Given request:
Search the data for the string "with" and extract every line where it appears.

[begin Stored rows]

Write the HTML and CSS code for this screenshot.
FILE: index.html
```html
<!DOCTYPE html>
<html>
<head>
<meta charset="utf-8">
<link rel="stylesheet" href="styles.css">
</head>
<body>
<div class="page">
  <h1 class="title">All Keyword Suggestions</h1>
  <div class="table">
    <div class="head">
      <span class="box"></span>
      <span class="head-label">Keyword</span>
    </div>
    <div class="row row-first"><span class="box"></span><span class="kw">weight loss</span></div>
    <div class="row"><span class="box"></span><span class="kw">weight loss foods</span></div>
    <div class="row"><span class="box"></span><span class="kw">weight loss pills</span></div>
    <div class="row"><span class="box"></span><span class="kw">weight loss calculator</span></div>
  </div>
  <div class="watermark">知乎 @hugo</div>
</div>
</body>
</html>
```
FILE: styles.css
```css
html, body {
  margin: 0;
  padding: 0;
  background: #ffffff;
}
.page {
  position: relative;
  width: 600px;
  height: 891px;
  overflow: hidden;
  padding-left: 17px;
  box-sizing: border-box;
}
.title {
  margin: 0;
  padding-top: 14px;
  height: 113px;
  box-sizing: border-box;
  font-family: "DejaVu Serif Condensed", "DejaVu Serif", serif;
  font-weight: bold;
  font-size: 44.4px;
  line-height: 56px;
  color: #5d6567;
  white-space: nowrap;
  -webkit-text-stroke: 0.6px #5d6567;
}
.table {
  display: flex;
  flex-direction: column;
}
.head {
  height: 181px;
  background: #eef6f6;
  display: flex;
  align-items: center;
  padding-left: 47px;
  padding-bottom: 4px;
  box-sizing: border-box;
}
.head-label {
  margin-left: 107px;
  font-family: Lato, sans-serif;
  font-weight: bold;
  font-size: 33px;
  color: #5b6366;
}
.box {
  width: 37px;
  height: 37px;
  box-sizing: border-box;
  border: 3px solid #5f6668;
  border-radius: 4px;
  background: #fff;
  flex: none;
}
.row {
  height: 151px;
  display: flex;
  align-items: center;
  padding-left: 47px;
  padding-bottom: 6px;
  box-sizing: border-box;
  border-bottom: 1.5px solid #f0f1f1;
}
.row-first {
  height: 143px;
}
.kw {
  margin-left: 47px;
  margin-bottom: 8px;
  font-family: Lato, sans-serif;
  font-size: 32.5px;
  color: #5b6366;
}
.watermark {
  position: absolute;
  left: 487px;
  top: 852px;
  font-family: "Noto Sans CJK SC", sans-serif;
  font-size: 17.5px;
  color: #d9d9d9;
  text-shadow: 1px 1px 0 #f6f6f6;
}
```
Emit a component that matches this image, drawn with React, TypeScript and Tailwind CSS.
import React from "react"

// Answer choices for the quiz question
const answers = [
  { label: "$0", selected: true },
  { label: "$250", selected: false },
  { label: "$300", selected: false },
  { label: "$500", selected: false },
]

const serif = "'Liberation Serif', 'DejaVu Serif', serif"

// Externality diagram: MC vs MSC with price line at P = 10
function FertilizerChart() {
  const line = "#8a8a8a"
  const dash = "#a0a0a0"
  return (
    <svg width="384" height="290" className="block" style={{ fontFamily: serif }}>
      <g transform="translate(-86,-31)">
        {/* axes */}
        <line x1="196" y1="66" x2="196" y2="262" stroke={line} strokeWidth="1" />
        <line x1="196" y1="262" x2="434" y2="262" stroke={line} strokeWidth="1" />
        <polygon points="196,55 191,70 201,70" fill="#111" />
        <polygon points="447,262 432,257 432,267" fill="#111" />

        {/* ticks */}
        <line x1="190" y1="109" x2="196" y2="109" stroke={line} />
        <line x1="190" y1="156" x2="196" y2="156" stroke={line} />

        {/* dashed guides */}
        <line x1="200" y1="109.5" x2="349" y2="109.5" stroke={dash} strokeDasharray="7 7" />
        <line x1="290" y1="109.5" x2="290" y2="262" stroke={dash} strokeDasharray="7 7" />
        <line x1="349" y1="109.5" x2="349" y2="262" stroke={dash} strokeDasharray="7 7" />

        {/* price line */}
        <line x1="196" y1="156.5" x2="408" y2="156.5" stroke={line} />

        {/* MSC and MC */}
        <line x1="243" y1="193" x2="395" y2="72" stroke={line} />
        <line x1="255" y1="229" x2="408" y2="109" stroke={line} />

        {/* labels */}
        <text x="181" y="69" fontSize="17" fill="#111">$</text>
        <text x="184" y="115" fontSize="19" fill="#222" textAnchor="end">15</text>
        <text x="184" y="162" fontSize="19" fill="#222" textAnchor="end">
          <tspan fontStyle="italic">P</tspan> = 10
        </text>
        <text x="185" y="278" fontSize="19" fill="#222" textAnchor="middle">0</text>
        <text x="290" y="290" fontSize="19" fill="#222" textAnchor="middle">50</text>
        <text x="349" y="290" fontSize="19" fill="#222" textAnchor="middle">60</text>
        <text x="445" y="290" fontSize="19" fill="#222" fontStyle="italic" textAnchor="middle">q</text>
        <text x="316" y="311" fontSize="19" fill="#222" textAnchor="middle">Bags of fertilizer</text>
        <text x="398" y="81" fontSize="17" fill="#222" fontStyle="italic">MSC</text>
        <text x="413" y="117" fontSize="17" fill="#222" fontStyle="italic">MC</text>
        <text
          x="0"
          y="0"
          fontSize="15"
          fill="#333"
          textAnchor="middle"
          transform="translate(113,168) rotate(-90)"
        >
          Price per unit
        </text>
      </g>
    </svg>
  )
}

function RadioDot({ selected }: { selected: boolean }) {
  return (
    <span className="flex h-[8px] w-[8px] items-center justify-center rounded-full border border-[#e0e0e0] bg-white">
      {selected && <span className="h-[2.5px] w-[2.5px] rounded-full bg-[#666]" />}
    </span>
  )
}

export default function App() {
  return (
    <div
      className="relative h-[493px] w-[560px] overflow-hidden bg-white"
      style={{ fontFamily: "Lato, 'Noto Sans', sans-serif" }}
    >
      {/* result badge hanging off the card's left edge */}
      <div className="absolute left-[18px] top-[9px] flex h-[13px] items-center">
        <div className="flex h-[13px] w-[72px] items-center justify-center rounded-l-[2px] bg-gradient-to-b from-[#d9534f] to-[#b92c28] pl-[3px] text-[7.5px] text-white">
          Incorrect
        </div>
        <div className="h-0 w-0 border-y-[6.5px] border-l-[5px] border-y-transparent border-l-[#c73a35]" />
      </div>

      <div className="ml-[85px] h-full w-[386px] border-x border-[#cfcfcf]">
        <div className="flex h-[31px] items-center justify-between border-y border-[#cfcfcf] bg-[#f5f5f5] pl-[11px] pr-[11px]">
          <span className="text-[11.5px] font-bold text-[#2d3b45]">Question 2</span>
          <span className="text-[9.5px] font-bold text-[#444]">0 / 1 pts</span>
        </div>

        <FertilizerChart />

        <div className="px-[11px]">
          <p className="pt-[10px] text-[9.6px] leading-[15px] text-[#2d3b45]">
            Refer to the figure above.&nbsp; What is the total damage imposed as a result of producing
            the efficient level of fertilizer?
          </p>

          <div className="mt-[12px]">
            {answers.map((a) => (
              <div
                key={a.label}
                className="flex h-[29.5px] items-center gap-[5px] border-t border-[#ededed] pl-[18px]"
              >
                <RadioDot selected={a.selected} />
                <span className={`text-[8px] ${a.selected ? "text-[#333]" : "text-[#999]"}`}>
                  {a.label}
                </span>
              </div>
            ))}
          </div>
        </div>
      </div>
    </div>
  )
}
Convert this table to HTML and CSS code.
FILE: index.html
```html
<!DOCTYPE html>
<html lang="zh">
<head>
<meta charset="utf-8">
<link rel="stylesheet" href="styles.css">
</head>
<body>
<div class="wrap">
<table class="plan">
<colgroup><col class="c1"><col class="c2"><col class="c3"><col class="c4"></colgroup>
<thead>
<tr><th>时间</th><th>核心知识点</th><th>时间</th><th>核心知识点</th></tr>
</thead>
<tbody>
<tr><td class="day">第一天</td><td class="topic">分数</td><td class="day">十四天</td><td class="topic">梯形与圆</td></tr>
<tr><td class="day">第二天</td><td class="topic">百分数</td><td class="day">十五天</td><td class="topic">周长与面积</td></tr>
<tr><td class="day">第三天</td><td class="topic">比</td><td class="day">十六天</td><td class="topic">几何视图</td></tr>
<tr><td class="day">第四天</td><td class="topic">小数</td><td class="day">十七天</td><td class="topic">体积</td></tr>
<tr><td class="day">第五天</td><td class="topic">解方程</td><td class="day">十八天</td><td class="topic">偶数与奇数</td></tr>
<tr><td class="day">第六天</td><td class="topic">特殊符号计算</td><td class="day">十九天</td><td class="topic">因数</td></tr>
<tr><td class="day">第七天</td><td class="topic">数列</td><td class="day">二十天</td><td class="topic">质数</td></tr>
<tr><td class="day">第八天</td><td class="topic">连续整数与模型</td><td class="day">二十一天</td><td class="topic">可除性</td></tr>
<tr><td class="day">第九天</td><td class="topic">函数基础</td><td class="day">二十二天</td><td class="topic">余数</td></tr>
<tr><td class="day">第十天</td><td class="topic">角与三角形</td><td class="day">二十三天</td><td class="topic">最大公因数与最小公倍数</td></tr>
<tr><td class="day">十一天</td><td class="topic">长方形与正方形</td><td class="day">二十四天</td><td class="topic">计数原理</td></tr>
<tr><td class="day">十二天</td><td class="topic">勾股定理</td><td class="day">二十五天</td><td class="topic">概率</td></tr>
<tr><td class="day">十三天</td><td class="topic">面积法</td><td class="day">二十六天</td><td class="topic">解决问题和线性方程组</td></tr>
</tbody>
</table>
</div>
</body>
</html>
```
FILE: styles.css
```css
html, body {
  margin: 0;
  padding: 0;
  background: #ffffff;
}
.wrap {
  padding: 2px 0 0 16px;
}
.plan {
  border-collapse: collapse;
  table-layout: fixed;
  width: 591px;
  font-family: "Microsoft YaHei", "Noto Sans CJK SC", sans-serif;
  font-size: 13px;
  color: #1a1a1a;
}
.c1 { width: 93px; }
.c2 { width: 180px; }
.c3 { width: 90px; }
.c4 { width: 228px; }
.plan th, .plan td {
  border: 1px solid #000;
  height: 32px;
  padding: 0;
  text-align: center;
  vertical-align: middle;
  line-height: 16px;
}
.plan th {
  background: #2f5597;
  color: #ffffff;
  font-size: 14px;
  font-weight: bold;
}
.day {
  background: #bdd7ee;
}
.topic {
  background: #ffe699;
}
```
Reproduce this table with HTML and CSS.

[end Stored rows]

Answer in full:
Emit a component that matches this image, drawn with React, TypeScript and Tailwind CSS.
// Externality diagram: MC vs MSC with price line at P = 10
Reproduce this table with HTML and CSS.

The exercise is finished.